The Falling Costs of Ride Sharing
Tesla can step in and massively undercut Lyft, maybe cutting prices by a factor of 5 or 10. While full autonomy isn’t quite ready yet, one analyst has already put Tesla’s odds of launching an autonomous fleet by 2023 at over 50%. If this happens, Lyft and Uber service fees (and overall revenue) will implode.
Let’s assume the average Lyft ride is about 5 miles. That would cost an autonomous Tesla roughly $0.22 in charging fees. The owner of the autonomous Tesla will get a cut of the action, so maybe they earn $2-$3 per hosted ride (just a guess). But Tesla won’t need a cut themselves. Remember, Lyft’s average ride cost $13.08 in Q4 2018.
Tesla cars could instantly become the least expensive way to travel, even costing less than a public bus ride. With millions of Teslas driving on their own, Tesla customers could hail rides for less than Lyft’s service fee! At the same time, Tesla’s profitable manufacturing business gets a demand boost from prospective car-lords (like landlords, but for cars).

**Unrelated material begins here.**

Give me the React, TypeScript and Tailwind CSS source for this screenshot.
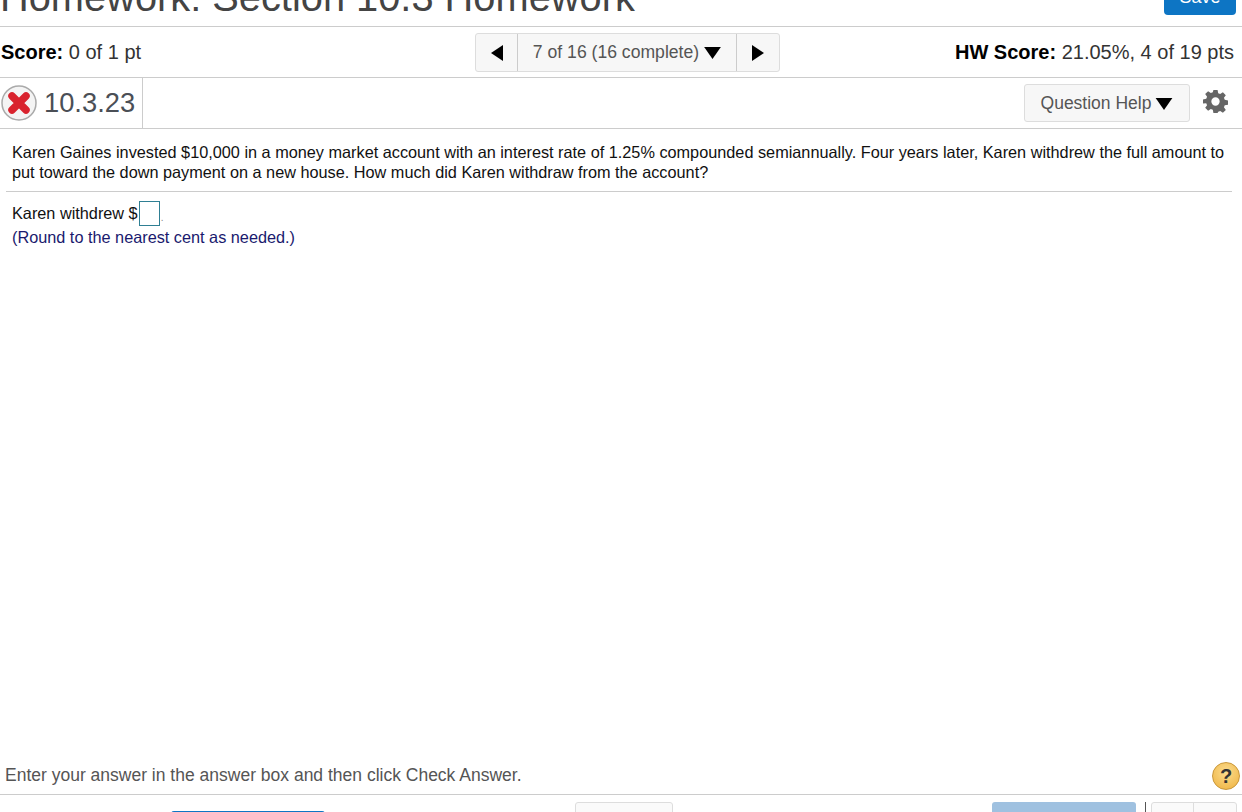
import React from 'react';

const Caret = ({ className }: { className: string }) => (
  <svg className={className} viewBox="0 0 18 14" fill="currentColor">
    <path d="M0 1h18L9 14z" />
  </svg>
);

export default function App() {
  return (
    <div className="h-[812px] overflow-hidden bg-white flex flex-col font-['Liberation_Sans',Arial,sans-serif] text-[#333]">
      {/* Title bar, cut off by the top of the window */}
      <header className="h-[27px] flex-none border-b border-[#ccc] flex justify-between overflow-hidden">
        <h1 className="text-[39.8px] leading-[44px] -mt-[25px] text-[#444] whitespace-nowrap font-normal">
          Homework: Section 10.3 Homework
        </h1>
        <button className="w-[72px] h-[15px] mr-[6px] bg-[#0d75c4] rounded-b-[4px] text-white text-[18px] leading-[18px] overflow-hidden flex-none">
          <span className="block -mt-[20px]">Save</span>
        </button>
      </header>

      {/* Score row */}
      <div className="h-[51px] flex-none border-b border-[#ccc] flex items-center justify-between pl-[1px] pr-[8px] text-[20px] relative">
        <div className="text-[#333]">
          <b className="text-black">Score:</b> 0 of 1 pt
        </div>
        <div className="absolute left-[475px] top-[6px] h-[39px] w-[305px] flex border border-[#ddd] rounded-[3px] bg-[#f7f7f7] text-[#555] text-[17.6px]">
          <div className="w-[42px] flex items-center justify-center border-r border-[#ccc]">
            <svg className="w-[12px] h-[16px] text-black" viewBox="0 0 12 16" fill="currentColor">
              <path d="M12 0v16L0 8z" />
            </svg>
          </div>
          <div className="flex-1 flex items-center justify-center gap-[5px]">
            <span>7 of 16 (16 complete)</span>
            <Caret className="w-[17px] h-[13px] text-black" />
          </div>
          <div className="w-[43px] flex items-center justify-center border-l border-[#ccc]">
            <svg className="w-[12px] h-[16px] text-black" viewBox="0 0 12 16" fill="currentColor">
              <path d="M0 0v16l12-8z" />
            </svg>
          </div>
        </div>
        <div className="text-[#333]">
          <b className="text-black">HW Score:</b> 21.05%, 4 of 19 pts
        </div>
      </div>

      {/* Question number row */}
      <div className="h-[51px] flex-none border-b border-[#ccc] flex items-center justify-between pr-[14px]">
        <div className="flex items-center h-full">
          <svg className="w-[36px] h-[36px] ml-[1px]" viewBox="0 0 36 36">
            <circle cx="18" cy="18" r="17" fill="#f4f4f4" stroke="#aaa" strokeWidth="1.5" />
            <path d="M11 11L25 25M25 11L11 25" stroke="#d9232e" strokeWidth="7.5" strokeLinecap="round" />
          </svg>
          <span className="ml-[7px] text-[27.3px] text-[#4b4f56]">10.3.23</span>
          <div className="ml-[7px] w-px h-full bg-[#ccc]" />
        </div>
        <div className="flex items-center gap-[13px]">
          <div className="w-[166px] h-[38px] flex items-center justify-center gap-[4px] border border-[#ddd] rounded-[3px] bg-[#f7f7f7] text-[17.5px] text-[#555]">
            <span>Question Help</span>
            <Caret className="w-[18px] h-[13px] text-black" />
          </div>
          <svg className="w-[25px] h-[25px] -mt-[3px] text-[#666]" viewBox="0 0 24 24" fill="currentColor">
            <path
              fillRule="evenodd"
              d="M10 1h4l.6 3.1 1.9.8 2.6-1.8 2.8 2.8-1.8 2.6.8 1.9 3.1.6v4l-3.1.6-.8 1.9 1.8 2.6-2.8 2.8-2.6-1.8-1.9.8L14 23h-4l-.6-3.1-1.9-.8-2.6 1.8-2.8-2.8 1.8-2.6-.8-1.9L0 14v-4l3.1-.6.8-1.9L2.100 4.900l2.800-2.800 2.600 1.800 1.900-.8zM12 8a4 4 0 100 8 4 4 0 000-8z"
            />
          </svg>
        </div>
      </div>

      {/* Question body */}
      <main className="flex-1 pl-[6px] pr-[10px]">
        <p className="pl-[6px] pr-[2px] pt-[13px] pb-[9px] text-[16.27px] leading-[20px] text-[#111] border-b border-[#ccc]">
          Karen Gaines invested $10,000 in a money market account with an interest rate of 1.25% compounded semiannually. Four years later, Karen withdrew the full amount to put toward the down payment on a new house. How much did Karen withdraw from the account?
        </p>
        <div className="px-[6px] pt-[9px] text-[16.27px] text-[#111]">
          <div className="flex items-center h-[24px]">
            <span>Karen withdrew $</span>
            <span className="ml-[1px] w-[21px] h-[25px] border border-[#2f7f93] bg-white" />
            <span className="ml-[1px] text-[#888] text-[10px] self-end">.</span>
          </div>
          <div className="h-[24px] leading-[24px] text-[#1a1a6e]">(Round to the nearest cent as needed.)</div>
        </div>
      </main>

      {/* Hint line */}
      <div className="h-[38px] flex-none border-b border-[#ccc] flex items-center justify-between pl-[5px] pr-[2px] text-[17.5px] text-[#555]">
        <span>Enter your answer in the answer box and then click Check Answer.</span>
        <div className="w-[28px] h-[28px] rounded-full bg-[radial-gradient(circle_at_50%_35%,#fbdc8e,#eeb13d)] border border-[#c9973a] flex items-center justify-center text-[20px] font-bold text-[#333]">
          ?
        </div>
      </div>

      {/* Bottom buttons, cut off by the window */}
      <footer className="h-[17px] flex-none overflow-hidden flex items-start relative">
        <div className="absolute left-[171px] top-[16px] w-[154px] h-[4px] bg-[#0d75c4] rounded-t-[3px]" />
        <div className="absolute left-[575px] top-[7px] w-[98px] h-[20px] border border-[#ddd] rounded-t-[3px] bg-[#fafafa]" />
        <div className="absolute left-[992px] top-[7px] w-[144px] h-[20px] bg-[#9fc1e0] rounded-t-[3px]" />
        <div className="absolute left-[1145px] top-[7px] w-px h-[20px] bg-[#555]" />
        <div className="absolute left-[1151px] top-[7px] w-[86px] h-[20px] border border-[#ddd] rounded-t-[3px] bg-[#fafafa] flex">
          <div className="w-[42px] border-r border-[#ddd]" />
        </div>
      </footer>
    </div>
  );
}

To compete, Lyft (and Uber) need to create entirely new fleets from scratch. No vehicles on the Lyft network will have autonomous capabilities. Even Lyft drivers using Teslas won’t be able to join Lyft’s autonomous fleet. Elon Musk said the cars in Tesla’s autonomous fleet will not be able to earn money on other ride sharing platforms.
Checkmate for Lyft and Uber
The logical move for Lyft and Uber is to buy from or partner with traditional OEMs not named Tesla. But since all other OEMs are years behind Tesla in autonomy and electrification, prospects appear bleak. Without both autonomy and electrification, it’s hard to compete against Tesla on pricing. It’s less expensive to fuel a car with electricity than gas, and less expensive to autonomously drive people around than to pay drivers.
Tesla is about to show a ‘two newspaper town’ how to publish on the internet.